Remnants of 2000 year old curry shed light on trade routes
July 22, 2023 6:58 PM   Subscribe

Remnants of 2000 year old curry shed light on trade routes and role of spices in ancient civilisations. Analysis of micro-remnants found on a stone grinding tool in Southern Vietnam revealed a range of spices including ginger, nutmeg, and cinnamon.
posted by chariot pulled by cassowaries (9 comments total) 18 users marked this as a favorite
 
Fascinating! If you get a chance try sand ginger which is mentioned as being one of the spices found. You can pick it up dried and it has a lovely floral fragrance. I put it in chili crisp.
posted by misterpatrick at 7:13 PM on July 22, 2023 [4 favorites]


Remnants of 2000 year old curry shed light on trade routes

When you referenced the remnants of a curry, powder on a grinding tool was not my first image.

Interesting find, though.
posted by Tell Me No Lies at 7:22 PM on July 22, 2023


Funan period is quite interesting. The wiki page on Funan is very good.
"The Funanese settlement of Óc Eo, located near the Straits of Malacca, provided a port-of-call and entrepot for this international trade route. Archaeological evidence discovered at what may have been the commercial centre of Funan at Óc Eo includes Roman as well as Persian, Indian, and Greek artefacts. The German classical scholar Albrecht Dihle believed that Funan's main port, was the Kattigara referred to by the 2nd century Alexandrian geographer Ptolemy as the emporium where merchants from the Chinese and Roman empires met to trade. Dihle also believed that the location of Óc Eo best fit the details given by Ptolemy of a voyage made by a Graeco-Roman merchant named Alexander to Kattigara, situated at the easternmost end of the maritime trade route from the eastern Roman Empire."

First Cambodian monarch, Queen of Funan, Queen Soma.
"As per the legends, an Indian merchant ship was attacked by the pirates led by Soma, daughter of the chieftain of the local Nāga clan. The merchants led by Kaundinya fought back and fended off the attackers but the ship had been damaged and was beached for repairs"
Alot of sea activity, some piracy, attacks and diplomacy by marriage and a hint at repair port.
Though hundreds of years later, 'Ancient Maritime trade routes along the Indian ocean' is a pretty good article especially 'Culinary Influences'.
posted by clavdivs at 8:15 PM on July 22, 2023 [4 favorites]


Man, I was hoping for a "curry shed" for a second there.
posted by brundlefly at 1:09 AM on July 23, 2023 [7 favorites]

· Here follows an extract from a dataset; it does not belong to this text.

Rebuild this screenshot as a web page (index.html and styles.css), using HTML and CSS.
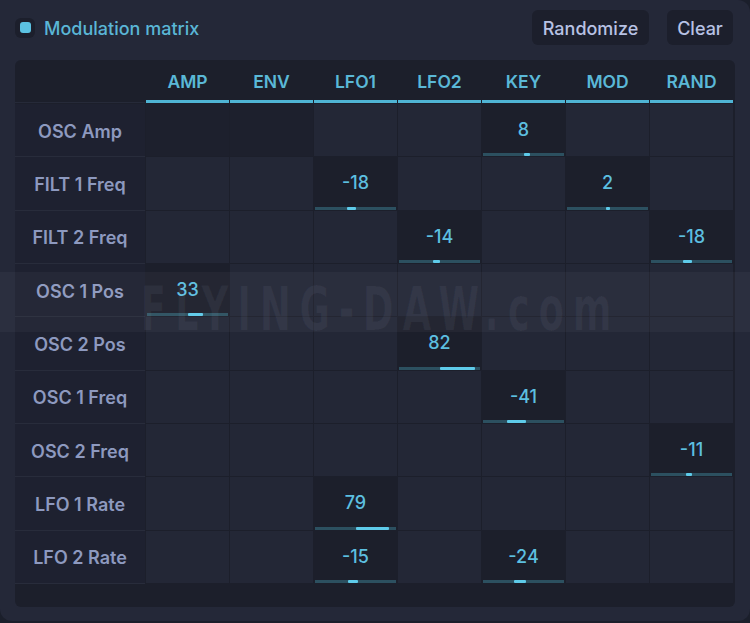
FILE: index.html
```html
<!DOCTYPE html>
<html>
<head>
<meta charset="utf-8">
<link rel="stylesheet" href="styles.css">
</head>
<body>
<div class="panel">
  <div class="topbar">
    <div class="title">
      <span class="led"><span class="led-dot"></span></span>
      <span class="title-text">Modulation matrix</span>
    </div>
    <div class="actions">
      <button class="btn btn-rand">Randomize</button>
      <button class="btn btn-clear">Clear</button>
    </div>
  </div>
  <div class="matrix">
    <div class="hcell corner"></div>
    <div class="hcell">AMP</div>
    <div class="hcell">ENV</div>
    <div class="hcell">LFO1</div>
    <div class="hcell">LFO2</div>
    <div class="hcell">KEY</div>
    <div class="hcell">MOD</div>
    <div class="hcell">RAND</div>

    <div class="label">OSC Amp</div>
    <div class="cell off"></div><div class="cell off"></div><div class="cell"></div><div class="cell"></div>
    <div class="cell on"><span class="val">8</span><span class="bar"><span class="fill" style="left:50%;width:calc(4% + 3px)"></span></span></div>
    <div class="cell"></div><div class="cell"></div>

    <div class="label">FILT 1 Freq</div>
    <div class="cell"></div><div class="cell"></div>
    <div class="cell on"><span class="val">-18</span><span class="bar"><span class="fill" style="right:50%;width:calc(9% + 1px)"></span></span></div>
    <div class="cell"></div><div class="cell"></div>
    <div class="cell on"><span class="val">2</span><span class="bar"><span class="fill" style="left:calc(50% - 2px);width:calc(1% + 4px)"></span></span></div>
    <div class="cell"></div>

    <div class="label">FILT 2 Freq</div>
    <div class="cell"></div><div class="cell"></div><div class="cell"></div>
    <div class="cell on"><span class="val">-14</span><span class="bar"><span class="fill" style="right:50%;width:calc(7% + 1px)"></span></span></div>
    <div class="cell"></div><div class="cell"></div>
    <div class="cell on"><span class="val">-18</span><span class="bar"><span class="fill" style="right:50%;width:calc(9% + 1px)"></span></span></div>

    <div class="label">OSC 1 Pos</div>
    <div class="cell on"><span class="val">33</span><span class="bar"><span class="fill" style="left:50%;width:calc(16.5% + 2px)"></span></span></div>
    <div class="cell"></div><div class="cell"></div><div class="cell"></div><div class="cell"></div><div class="cell"></div><div class="cell"></div>

    <div class="label">OSC 2 Pos</div>
    <div class="cell"></div><div class="cell"></div><div class="cell"></div>
    <div class="cell on"><span class="val">82</span><span class="bar"><span class="fill" style="left:50%;width:calc(41% + 2px)"></span></span></div>
    <div class="cell"></div><div class="cell"></div><div class="cell"></div>

    <div class="label">OSC 1 Freq</div>
    <div class="cell"></div><div class="cell"></div><div class="cell"></div><div class="cell"></div>
    <div class="cell on"><span class="val">-41</span><span class="bar"><span class="fill" style="right:calc(50% - 2px);width:calc(20.5% + 2px)"></span></span></div>
    <div class="cell"></div><div class="cell"></div>

    <div class="label">OSC 2 Freq</div>
    <div class="cell"></div><div class="cell"></div><div class="cell"></div><div class="cell"></div><div class="cell"></div><div class="cell"></div>
    <div class="cell on"><span class="val">-11</span><span class="bar"><span class="fill" style="right:50%;width:calc(5.5% + 1px)"></span></span></div>

    <div class="label">LFO 1 Rate</div>
    <div class="cell"></div><div class="cell"></div>
    <div class="cell on"><span class="val">79</span><span class="bar"><span class="fill" style="left:50%;width:calc(39.5% + 2px)"></span></span></div>
    <div class="cell"></div><div class="cell"></div><div class="cell"></div><div class="cell"></div>

    <div class="label">LFO 2 Rate</div>
    <div class="cell"></div><div class="cell"></div>
    <div class="cell on"><span class="val">-15</span><span class="bar"><span class="fill" style="right:calc(50% - 2px);width:calc(7.5% + 3px)"></span></span></div>
    <div class="cell"></div>
    <div class="cell on"><span class="val">-24</span><span class="bar"><span class="fill" style="right:calc(50% - 2px);width:calc(12% + 2px)"></span></span></div>
    <div class="cell"></div><div class="cell"></div>
  </div>
</div>
<div class="watermark"><span class="wm-text">FLYING-DAW.com</span></div>
</body>
</html>
```
FILE: styles.css
```css
html, body {
  margin: 0;
  padding: 0;
}
body {
  background: #1b1f2b;
  width: 750px;
  height: 623px;
  overflow: hidden;
  position: relative;
  font-family: Inter, "Noto Sans", "Liberation Sans", sans-serif;
}
.panel {
  width: 750px;
  height: 621px;
  background: #242838;
  border-radius: 0 12px 12px 12px;
  box-sizing: border-box;
  padding: 10px 15px 0 15px;
}
.topbar {
  display: flex;
  justify-content: space-between;
  align-items: center;
  height: 35px;
}
.title {
  display: flex;
  align-items: center;
  gap: 9px;
}
.led {
  width: 20px;
  height: 20px;
  border-radius: 6px;
  background: #1c1f2c;
  display: flex;
  align-items: center;
  justify-content: center;
}
.led-dot {
  width: 11px;
  height: 11px;
  border-radius: 3px;
  background: #5cc2e2;
}
.title-text {
  color: #5ab6d6;
  font-size: 18px;
  font-weight: 500;
  padding-top: 1px;
}
.actions {
  display: flex;
  gap: 18px;
  margin-right: 2px;
}
.btn {
  border: none;
  background: #1c1f2c;
  color: #b8c2e4;
  font-family: inherit;
  font-size: 18px;
  font-weight: 500;
  height: 35px;
  border-radius: 6px;
  padding: 2px 0 0 0;
}
.btn-rand { width: 117px; }
.btn-clear { width: 66px; }
.matrix {
  margin-top: 15px;
  width: 720px;
  height: 547px;
  box-sizing: border-box;
  background: #1c1f2b;
  border-radius: 6px;
  display: grid;
  grid-template-columns: 130px repeat(7, 83px);
  grid-template-rows: 43px repeat(9, 52.33px);
  column-gap: 1px;
  row-gap: 1px;
  align-content: start;
}
.hcell {
  display: flex;
  align-items: center;
  justify-content: center;
  color: #5ab8d7;
  font-size: 17.5px;
  font-weight: 600;
  border-bottom: 3px solid #4fb4d4;
  padding-top: 2px;
}
.hcell.corner {
  border-bottom: 1px solid #262a39;
}
.label {
  display: flex;
  align-items: center;
  justify-content: center;
  color: #8d99bf;
  font-size: 18px;
  font-weight: 600;
  background: #1e2130;
  box-shadow: 0 1px 0 #282c3b;
  padding-top: 2px;
  box-sizing: border-box;
}
.cell {
  background: #232736;
  display: flex;
  flex-direction: column;
}
.cell.off {
  background: #1d202d;
}
.cell.on {
  background: #1c1f2b;
}
.val {
  flex: 1;
  display: flex;
  align-items: center;
  justify-content: center;
  color: #5cbfe0;
  font-size: 18px;
  font-weight: 500;
  padding-top: 2px;
}
.bar {
  position: relative;
  height: 3px;
  margin: 0 1px;
  background: #2c5060;
}
.fill {
  position: absolute;
  top: 0;
  height: 3px;
  background: #5ecbea;
  border-radius: 1px;
}
.watermark {
  position: absolute;
  left: 0;
  top: 272px;
  width: 750px;
  height: 60px;
  background: rgba(255, 255, 255, 0.035);
  display: flex;
  align-items: flex-end;
  justify-content: center;
  pointer-events: none;
}
.wm-text {
  font-family: "DejaVu Sans", "Liberation Sans", sans-serif;
  font-weight: 700;
  font-size: 60px;
  letter-spacing: 14px;
  line-height: 46px;
  height: 46px;
  color: rgba(190, 200, 230, 0.06);
  transform: scaleX(0.62);
  white-space: nowrap;
  margin-left: 10px;
  margin-bottom: 0;
}
```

Culinary anthropology is one of my lifelong fascinations, I’m really happy to read this! It happens all the time with discoveries like this, where food ways are seemingly unchanged or only slightly adjusted for contemporary tastes over thousands of years. The spices listed in the article sound like they would make a great curry I could buy today. Of course we don’t have the context of the people it was being cooked for, or what was served with all those valuable spices. Were there noodles? A pungent broth? Was it a large dish for a group to eat communally or a tiny tasting portion to savor? I wish I knew more. Regardless, this kind of thing connects me to humanity in ways nothing else really does. People continue to be people and sharing recipes down the generations connects us all the way back. It’s like oral histories that tell of species that are now extinct and meteorological events that were recorded half a world away in a monk’s notes - the flavors that people sailed oceans and climbed mountains to share are still remembered, and point to other things to learn about the past as well.
posted by Mizu at 3:34 AM on July 23, 2023 [12 favorites]


For the record, I would eat 2,000 year-old curry.
posted by chavenet at 3:38 AM on July 23, 2023 [12 favorites]


As an Indian person, I feel like I have to point out that "curry" is a British colonial epithet (and sometimes even a British colonial creation). That is the reason - the only reason - that White people don't use the term to describe Bolognese sauce or french onion soup.

By definition therefore, the oldest curry can be no older than the British Raj. Food with ground spices? Sure, we've been doing that a lot longer.
posted by splitpeasoup at 8:13 AM on July 23, 2023 [10 favorites]


add me to the list of people disappointed that this isn’t about an ancient curry shed
posted by bombastic lowercase pronouncements at 9:59 AM on July 23, 2023


It would be much more interesting if they could determine proportions, since with spice blends it’s all about ratios. But the ingredients part is interesting. I’m impressed they got this much.